» **What is expected**:
Find how many lines in the material contain "this"; your answer should be that number alone.

.....

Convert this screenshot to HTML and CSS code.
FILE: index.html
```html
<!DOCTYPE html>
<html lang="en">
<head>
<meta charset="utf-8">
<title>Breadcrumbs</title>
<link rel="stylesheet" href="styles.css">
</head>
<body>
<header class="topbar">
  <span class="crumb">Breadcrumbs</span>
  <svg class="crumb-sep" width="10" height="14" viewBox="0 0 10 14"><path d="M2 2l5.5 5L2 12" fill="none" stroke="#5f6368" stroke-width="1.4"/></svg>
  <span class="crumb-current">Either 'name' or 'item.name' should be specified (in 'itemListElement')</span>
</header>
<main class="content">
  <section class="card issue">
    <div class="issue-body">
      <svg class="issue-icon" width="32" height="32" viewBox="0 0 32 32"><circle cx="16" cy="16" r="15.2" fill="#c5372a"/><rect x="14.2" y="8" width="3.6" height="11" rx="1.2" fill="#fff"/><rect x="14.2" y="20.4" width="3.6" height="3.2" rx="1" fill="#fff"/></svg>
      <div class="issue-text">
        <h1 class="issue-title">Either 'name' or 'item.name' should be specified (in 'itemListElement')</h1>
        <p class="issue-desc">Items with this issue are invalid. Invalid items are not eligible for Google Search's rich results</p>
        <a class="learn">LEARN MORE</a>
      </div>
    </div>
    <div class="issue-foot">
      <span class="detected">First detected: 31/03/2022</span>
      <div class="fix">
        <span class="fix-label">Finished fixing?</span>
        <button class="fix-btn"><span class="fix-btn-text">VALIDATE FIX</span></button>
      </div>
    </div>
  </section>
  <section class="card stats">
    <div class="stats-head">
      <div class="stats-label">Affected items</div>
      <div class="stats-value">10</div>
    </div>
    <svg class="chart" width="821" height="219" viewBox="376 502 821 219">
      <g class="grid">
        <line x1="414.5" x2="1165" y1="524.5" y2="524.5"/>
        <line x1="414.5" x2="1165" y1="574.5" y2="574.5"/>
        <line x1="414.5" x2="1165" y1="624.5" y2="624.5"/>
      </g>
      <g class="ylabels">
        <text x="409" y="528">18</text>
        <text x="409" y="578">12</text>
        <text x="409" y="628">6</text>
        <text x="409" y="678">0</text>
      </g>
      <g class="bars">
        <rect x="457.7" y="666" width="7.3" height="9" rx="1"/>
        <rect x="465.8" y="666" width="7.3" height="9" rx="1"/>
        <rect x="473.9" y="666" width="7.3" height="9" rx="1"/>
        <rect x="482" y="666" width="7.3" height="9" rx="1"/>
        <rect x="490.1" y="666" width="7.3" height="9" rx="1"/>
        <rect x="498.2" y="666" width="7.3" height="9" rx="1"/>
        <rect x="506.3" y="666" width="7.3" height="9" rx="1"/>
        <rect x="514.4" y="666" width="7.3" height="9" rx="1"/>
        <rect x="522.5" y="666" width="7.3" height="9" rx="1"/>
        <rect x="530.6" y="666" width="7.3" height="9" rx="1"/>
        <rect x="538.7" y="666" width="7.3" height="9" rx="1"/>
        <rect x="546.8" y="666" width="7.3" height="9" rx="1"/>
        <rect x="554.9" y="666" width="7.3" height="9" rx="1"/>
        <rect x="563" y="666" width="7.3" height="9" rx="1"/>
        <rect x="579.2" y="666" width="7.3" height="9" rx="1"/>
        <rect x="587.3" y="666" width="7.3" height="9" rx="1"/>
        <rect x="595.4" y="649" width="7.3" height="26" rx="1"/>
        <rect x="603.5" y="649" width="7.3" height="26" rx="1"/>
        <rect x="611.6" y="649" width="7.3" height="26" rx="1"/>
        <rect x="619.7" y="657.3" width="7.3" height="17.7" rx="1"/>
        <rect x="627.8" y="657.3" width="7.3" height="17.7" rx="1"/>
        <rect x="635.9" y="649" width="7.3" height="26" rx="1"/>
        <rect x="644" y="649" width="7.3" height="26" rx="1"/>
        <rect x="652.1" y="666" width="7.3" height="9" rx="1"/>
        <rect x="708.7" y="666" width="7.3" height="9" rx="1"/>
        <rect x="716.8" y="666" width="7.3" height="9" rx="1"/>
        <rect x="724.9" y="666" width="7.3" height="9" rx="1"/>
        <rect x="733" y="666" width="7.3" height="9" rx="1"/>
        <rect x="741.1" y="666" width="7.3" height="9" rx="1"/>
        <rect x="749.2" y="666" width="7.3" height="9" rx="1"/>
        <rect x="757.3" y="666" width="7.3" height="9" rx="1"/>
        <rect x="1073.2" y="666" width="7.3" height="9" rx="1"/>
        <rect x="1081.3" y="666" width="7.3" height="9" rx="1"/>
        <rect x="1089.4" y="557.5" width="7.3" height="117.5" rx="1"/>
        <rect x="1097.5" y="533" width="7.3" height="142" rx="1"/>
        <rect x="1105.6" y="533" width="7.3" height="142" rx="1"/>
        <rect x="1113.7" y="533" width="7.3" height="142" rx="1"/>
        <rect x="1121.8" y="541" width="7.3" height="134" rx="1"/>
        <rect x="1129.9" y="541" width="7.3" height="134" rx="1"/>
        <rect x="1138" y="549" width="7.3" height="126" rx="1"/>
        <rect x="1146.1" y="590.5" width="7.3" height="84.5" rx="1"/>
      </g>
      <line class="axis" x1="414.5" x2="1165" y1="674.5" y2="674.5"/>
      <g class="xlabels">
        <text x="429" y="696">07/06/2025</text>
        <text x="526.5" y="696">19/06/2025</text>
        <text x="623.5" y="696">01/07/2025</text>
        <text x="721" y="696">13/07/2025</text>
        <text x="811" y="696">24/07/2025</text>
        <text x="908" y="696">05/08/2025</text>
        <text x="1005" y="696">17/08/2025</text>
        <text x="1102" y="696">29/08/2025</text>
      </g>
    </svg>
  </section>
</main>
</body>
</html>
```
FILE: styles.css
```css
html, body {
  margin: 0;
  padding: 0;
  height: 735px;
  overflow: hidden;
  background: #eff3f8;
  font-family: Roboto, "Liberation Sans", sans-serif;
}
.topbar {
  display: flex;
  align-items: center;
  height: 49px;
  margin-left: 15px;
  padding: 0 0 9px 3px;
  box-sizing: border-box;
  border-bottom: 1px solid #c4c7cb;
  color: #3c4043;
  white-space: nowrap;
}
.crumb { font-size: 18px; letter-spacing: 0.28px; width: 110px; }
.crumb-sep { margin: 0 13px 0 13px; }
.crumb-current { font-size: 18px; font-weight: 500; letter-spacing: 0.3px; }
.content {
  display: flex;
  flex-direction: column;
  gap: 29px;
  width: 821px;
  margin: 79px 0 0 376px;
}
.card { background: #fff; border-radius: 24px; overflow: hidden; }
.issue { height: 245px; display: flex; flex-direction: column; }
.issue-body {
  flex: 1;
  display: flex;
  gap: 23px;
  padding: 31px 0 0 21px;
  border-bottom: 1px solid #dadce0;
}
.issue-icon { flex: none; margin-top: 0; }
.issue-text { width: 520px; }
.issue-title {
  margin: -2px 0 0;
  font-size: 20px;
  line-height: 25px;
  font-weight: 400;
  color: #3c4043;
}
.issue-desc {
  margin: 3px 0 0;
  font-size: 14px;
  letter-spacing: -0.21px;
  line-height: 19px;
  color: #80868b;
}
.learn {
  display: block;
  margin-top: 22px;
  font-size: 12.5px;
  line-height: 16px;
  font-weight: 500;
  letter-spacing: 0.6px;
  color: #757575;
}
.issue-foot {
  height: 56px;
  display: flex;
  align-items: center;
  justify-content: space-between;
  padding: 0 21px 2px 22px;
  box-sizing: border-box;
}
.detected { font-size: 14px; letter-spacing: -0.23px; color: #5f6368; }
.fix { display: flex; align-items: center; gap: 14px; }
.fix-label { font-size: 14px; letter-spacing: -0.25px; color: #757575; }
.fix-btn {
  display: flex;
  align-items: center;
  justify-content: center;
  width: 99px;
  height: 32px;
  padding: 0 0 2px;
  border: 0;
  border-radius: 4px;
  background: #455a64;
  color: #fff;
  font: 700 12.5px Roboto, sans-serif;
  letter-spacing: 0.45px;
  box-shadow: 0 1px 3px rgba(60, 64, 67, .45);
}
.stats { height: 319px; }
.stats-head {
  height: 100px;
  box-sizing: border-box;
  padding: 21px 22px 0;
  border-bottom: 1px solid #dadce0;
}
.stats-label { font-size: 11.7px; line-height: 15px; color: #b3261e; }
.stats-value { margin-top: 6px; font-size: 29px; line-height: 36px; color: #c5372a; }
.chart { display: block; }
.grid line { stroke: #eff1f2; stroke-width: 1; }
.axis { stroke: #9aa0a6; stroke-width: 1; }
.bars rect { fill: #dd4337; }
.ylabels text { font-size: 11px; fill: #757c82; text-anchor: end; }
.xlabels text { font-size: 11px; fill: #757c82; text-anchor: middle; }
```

.....

» **Task output**:
2